1981 aviation accident

LOT Polish Airlines Flight 691 was a domestic passenger flight in Poland from Warsaw to Słupsk. On 26 March 1981, the Antonov An-24 clipped trees and crashed during the final approach to Słupsk-Redzikowo Airport, killing one passenger and injuring 19 people of the 51 on board.

== Accident ==
As the crew maintained radio communication with Słupsk-Redzikowo Airport, they were informed that the plane was on the glide path - at an altitude of 200 meters (660 feet). However, the crew realized they were below the minimun altitude and incresed the engines' power, but the plane had already clipped some trees, tearing off part of its right wing. Less than a minute later, 2,000 meters from the beginning of runway, the plane struck the ground. The plane rolled to the right side, the right landing gear hit the ground and flipped over.

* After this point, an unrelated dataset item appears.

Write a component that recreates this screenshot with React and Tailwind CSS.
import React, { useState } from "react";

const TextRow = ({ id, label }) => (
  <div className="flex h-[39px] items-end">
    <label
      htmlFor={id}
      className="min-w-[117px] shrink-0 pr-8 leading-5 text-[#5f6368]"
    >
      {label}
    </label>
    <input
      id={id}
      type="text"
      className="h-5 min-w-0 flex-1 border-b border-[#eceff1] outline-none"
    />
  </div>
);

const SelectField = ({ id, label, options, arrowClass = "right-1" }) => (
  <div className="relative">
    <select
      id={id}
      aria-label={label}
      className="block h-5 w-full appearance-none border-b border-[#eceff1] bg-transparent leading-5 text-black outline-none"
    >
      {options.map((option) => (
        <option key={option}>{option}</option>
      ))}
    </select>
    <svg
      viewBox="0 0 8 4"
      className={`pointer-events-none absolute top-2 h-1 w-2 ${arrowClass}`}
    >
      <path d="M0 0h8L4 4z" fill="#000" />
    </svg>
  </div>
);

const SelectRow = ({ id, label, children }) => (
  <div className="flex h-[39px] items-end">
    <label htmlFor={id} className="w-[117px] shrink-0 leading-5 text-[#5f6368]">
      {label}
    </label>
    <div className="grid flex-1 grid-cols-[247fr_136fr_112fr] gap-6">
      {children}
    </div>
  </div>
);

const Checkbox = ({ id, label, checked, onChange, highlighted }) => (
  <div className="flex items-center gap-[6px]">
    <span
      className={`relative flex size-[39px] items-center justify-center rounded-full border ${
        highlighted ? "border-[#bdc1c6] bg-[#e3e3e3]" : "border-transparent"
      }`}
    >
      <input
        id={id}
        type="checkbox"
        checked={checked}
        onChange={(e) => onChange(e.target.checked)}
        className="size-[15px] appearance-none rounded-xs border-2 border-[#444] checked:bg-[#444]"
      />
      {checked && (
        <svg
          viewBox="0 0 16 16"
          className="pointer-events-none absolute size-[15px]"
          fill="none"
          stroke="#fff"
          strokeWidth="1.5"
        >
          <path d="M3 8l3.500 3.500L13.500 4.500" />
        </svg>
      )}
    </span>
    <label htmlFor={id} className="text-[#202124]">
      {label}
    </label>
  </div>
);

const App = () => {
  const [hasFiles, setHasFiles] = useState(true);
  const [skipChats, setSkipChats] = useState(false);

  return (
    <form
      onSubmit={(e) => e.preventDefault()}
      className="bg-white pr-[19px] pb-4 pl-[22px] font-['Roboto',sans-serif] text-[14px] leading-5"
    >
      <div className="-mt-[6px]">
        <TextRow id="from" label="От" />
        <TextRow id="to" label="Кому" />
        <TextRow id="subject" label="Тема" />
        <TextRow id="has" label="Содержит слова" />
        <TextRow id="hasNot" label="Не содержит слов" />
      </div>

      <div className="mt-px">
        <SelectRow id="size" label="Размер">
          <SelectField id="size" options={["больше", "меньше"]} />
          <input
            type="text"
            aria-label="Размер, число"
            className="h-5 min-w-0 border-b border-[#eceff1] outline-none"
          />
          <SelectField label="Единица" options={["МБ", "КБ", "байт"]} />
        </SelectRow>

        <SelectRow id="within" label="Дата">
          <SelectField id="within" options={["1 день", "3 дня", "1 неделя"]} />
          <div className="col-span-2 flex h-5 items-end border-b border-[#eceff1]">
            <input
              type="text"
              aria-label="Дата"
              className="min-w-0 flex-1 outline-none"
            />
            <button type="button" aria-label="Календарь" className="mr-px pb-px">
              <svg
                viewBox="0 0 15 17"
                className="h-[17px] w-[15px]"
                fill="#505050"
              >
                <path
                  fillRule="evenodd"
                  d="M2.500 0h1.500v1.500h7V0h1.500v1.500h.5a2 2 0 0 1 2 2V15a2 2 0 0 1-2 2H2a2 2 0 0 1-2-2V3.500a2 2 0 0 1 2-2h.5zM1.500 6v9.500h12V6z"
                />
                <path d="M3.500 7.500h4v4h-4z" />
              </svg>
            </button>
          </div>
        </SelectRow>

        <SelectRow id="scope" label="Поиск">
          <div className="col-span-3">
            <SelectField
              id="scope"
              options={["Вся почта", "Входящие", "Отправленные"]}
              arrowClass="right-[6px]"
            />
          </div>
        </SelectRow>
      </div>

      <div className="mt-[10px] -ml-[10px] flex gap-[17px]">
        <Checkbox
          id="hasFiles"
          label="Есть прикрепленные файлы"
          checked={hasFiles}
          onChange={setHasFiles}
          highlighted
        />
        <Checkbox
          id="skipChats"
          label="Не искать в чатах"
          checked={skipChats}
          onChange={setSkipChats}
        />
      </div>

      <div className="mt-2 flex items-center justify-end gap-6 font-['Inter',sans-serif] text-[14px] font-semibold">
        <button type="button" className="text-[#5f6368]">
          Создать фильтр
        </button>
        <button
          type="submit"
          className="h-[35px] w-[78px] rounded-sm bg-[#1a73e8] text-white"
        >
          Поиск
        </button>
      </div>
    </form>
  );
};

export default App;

A passenger named Krzysztof Szerszenowicz died in the crash. He was trapped in his seat and could not be extricated without specialized equipment, and he died in the flames. 24 people left the crash site without seeking medical attention. The other 26 victims went to hospitals. Of those, 11 required extended hospital treatment, including one crew member.

== Investigation ==
The cause of the plane crash was concluded to be pilot error, as he had disabled the pressure altimeter which indicated that the plane was too low. This caused the crew to be unaware that they were too low, leading to the subsequent crash.

== In popular culture ==
The accident was featured in the 2004 Polish documentary series Nieznane katastrofy in the episode "Lot 691".